Twenty-one years ago, Spike O'Dell joined WGN 720-AM as host of "The Spike O'Dell Radio Experiment" from 3 to 7 p.m. weekdays. O'Dell filled Bob Collins' old afternoon-drive shift not quite a year after Collins had succeeded Wally Phillips as WGN-AM morning host. O'Dell struck an instant chord with listeners and thrived in afternoons.

A computer buff, he also led WGN-AM into the Internet age with the debut of "The Spike O'Dell Web Experiment" on the Web site in 1996. When Collins died in a plane crash in 2000, Spike filled his shoes again, formally taking over the morning shift a month later. He maintained the No. 1 spot in ratings he inherited from Collins and Phillips for almost his entire run as morning host.

Today, determined to retire by the age of 55 and move to Nashville, Tenn., he'll leave WGN-AM after a last show broadcast live from 5 to 9 a.m. at the Metropolis Performing Arts Centre in Arlington Heights.

O'Dell wasn't the groundbreaking pioneer Phillips was. Neither was he as naturally warm as Collins. As he himself once explained in a WGN-AM biography, "I am actually very shy and I don't like the spotlight." Yet he had a wide range of interests from computers and spaceflight to gourmet food and politics, and he had an everyday, good-ole-boy quality WGN-AM General Manager Dan Fabian heard in his work as a Top 40 disc jockey at KIIK-FM in Davenport, Iowa. That translated immediately to listeners, even though he had little experience in the personality-talk format when he came to Chicago in 1987. He later said he didn't know how to talk for hours straight when he first took the job.

"So I learned how to talk, and a baptism of fire I guess is what it was," he said on his 20th anniversary show in May of last year (in an interview with Gov. Rod Blagojevich, actually).

"You try to be yourself. What you hear is what you get," O'Dell said. "You try to be what you are with your neighbors, the people across the street."
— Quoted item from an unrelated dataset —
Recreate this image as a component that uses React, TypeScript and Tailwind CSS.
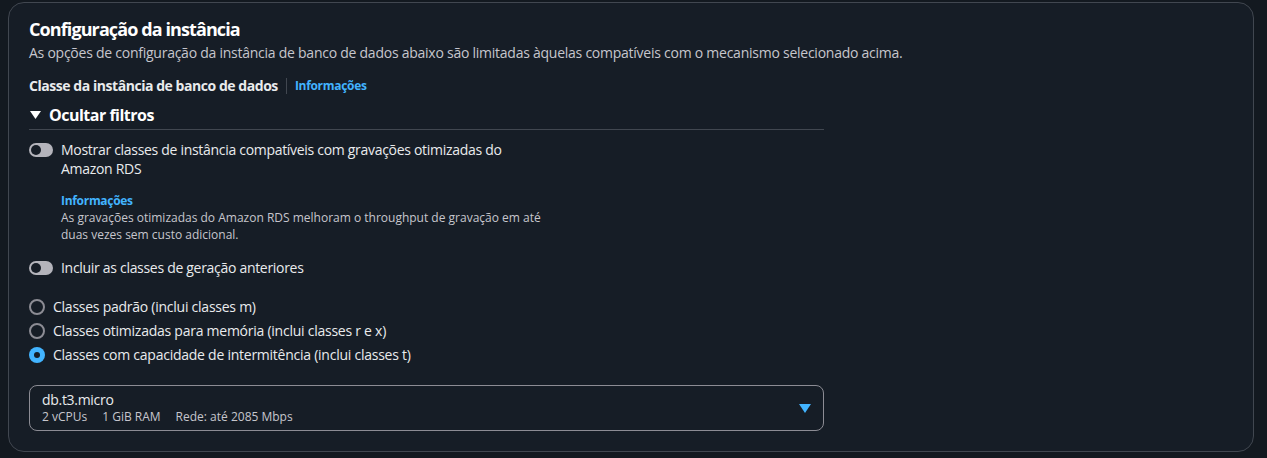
import React from 'react';

const font = { fontFamily: '"Open Sans", "Noto Sans", sans-serif' };

const Toggle = () => (
  <span className="mt-[3px] flex h-[14px] w-[24px] shrink-0 items-center rounded-full bg-[#b4b4bb] px-[2px]">
    <span className="h-[10px] w-[10px] rounded-full bg-[#161d26]" />
  </span>
);

const Radio = ({ checked }: { checked?: boolean }) =>
  checked ? (
    <span className="flex h-[16px] w-[16px] shrink-0 items-center justify-center rounded-full bg-[#42b4ff]">
      <span className="h-[6px] w-[6px] rounded-full bg-[#161d26]" />
    </span>
  ) : (
    <span className="h-[16px] w-[16px] shrink-0 rounded-full border-2 border-[#8c8c94]" />
  );

export default function App() {
  const radios = [
    { label: 'Classes padrão (inclui classes m)', checked: false },
    { label: 'Classes otimizadas para memória (inclui classes r e x)', checked: false },
    { label: 'Classes com capacidade de intermitência (inclui classes t)', checked: true },
  ];

  return (
    <div className="h-[458px] w-full bg-[#131920] pl-[8px] pr-[13px] pt-[2px] pb-[6px]" style={font}>
      <div className="h-full rounded-[16px] border border-[#414750] bg-[#161d26] px-[20px] pt-[13px] text-[#e9ebed]">
        <h2 className="text-[18px] font-bold leading-[27px] tracking-[-0.9px] text-white">Configuração da instância</h2>
        <p className="text-[14px] leading-[20px] tracking-[-0.25px] text-[#c6c6cd]">
          As opções de configuração da instância de banco de dados abaixo são limitadas àquelas compatíveis com o mecanismo selecionado acima.
        </p>

        <div className="mt-[13px] flex items-center text-[14px] font-bold leading-[20px]">
          <span className="tracking-[-0.45px] text-[#e9ebed]">Classe da instância de banco de dados</span>
          <span className="mx-[8px] h-[16px] w-px bg-[#414750]" />
          <span className="text-[12px] tracking-[-0.3px] text-[#42b4ff]">Informações</span>
        </div>

        <div className="w-[795px]">
          <div className="mt-[8px] flex items-center gap-[8px] border-b border-[#414750] pb-[3px] text-[16px] font-bold leading-[22px] text-white">
            <svg width="11" height="9" viewBox="0 0 11 9" className="ml-[1px]">
              <path d="M0 0 H11 L5.5 8 Z" fill="#ffffff" />
            </svg>
            <span className="tracking-[-0.5px]">Ocultar filtros</span>
          </div>

          <div className="mt-[10px] flex gap-[8px]">
            <Toggle />
            <div className="w-[470px] text-[14px] leading-[19px] tracking-[-0.3px] text-[#e9ebed]">
              Mostrar classes de instância compatíveis com gravações otimizadas do Amazon RDS
            </div>
          </div>
          <div className="ml-[32px] mt-[15px] w-[490px]">
            <div className="text-[12px] font-bold leading-[16px] tracking-[-0.3px] text-[#42b4ff]">Informações</div>
            <div className="text-[12px] leading-[17px] text-[#c6c6cd]">
              As gravações otimizadas do Amazon RDS melhoram o throughput de gravação em até duas vezes sem custo adicional.
            </div>
          </div>

          <div className="mt-[15px] flex gap-[8px]">
            <Toggle />
            <div className="text-[14px] leading-[19px] tracking-[-0.3px] text-[#e9ebed]">Incluir as classes de geração anteriores</div>
          </div>

          <div className="mt-[20px] flex flex-col gap-[4px]">
            {radios.map((r) => (
              <div key={r.label} className="flex items-center gap-[8px] text-[14px] leading-[20px] tracking-[-0.25px] text-[#e9ebed]">
                <Radio checked={r.checked} />
                <span>{r.label}</span>
              </div>
            ))}
          </div>

          <div className="mt-[20px] flex h-[46px] items-center rounded-[8px] border border-[#8c8c94] pl-[12px] pr-[12px]">
            <div className="flex-1">
              <div className="text-[14px] leading-[18px] tracking-[-0.3px] text-[#e9ebed]">db.t3.micro</div>
              <div className="flex gap-[15px] text-[12px] leading-[16px] text-[#c6c6cd]">
                <span>2 vCPUs</span>
                <span>1 GiB RAM</span>
                <span>Rede: até 2085 Mbps</span>
              </div>
            </div>
            <svg width="12" height="9" viewBox="0 0 12 9">
              <path d="M0 0 H12 L6 9 Z" fill="#42b4ff" />
            </svg>
          </div>
        </div>
      </div>
    </div>
  );
}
Who else would talk about kissing a velvet Elvis Presley painting before each day's show for luck? Who else could have gotten a listener to put a cell phone to use by putting it in a dryer and setting it on tumble - while the call was still connected? Who else would honor Collins every year after his death with an on-air toast on his birthday, Feb. 28?

O'Dell could be serious, but most of all he was playful, polar attributes he captured in his motto: "Nothing is worth your health or happiness," he once wrote. "Life is too serious to take things too seriously."

It was O'Dell who launched the station's "Hometown Voices" series of live remote broadcasts in 2005, and so it's fitting that the series takes him to Arlington Heights for his last show today.

The East Moline native was a security officer at International Harvester when he first got into radio 31 years ago, but he never failed to appreciate the access the job gave him to people of all reaches, and of course the million-dollar-a-year salary he enjoyed the last few years.

"I don't like to take that for granted," he said. "You pinch yourself and say, 'I'm a lucky guy.'"

Yet it also gave him the opportunity to retire comfortably at a relatively early age, and he and his wife, Karen, will head off from the house they rebuilt from the ashes after a fire in Aurora three years ago to resettle in Nashville near their children. Although he finished a more than respectable second to all-news WBBM 780-AM in the campaign-dominated summer Arbitron ratings book, in all other respects Spike will be going out on top.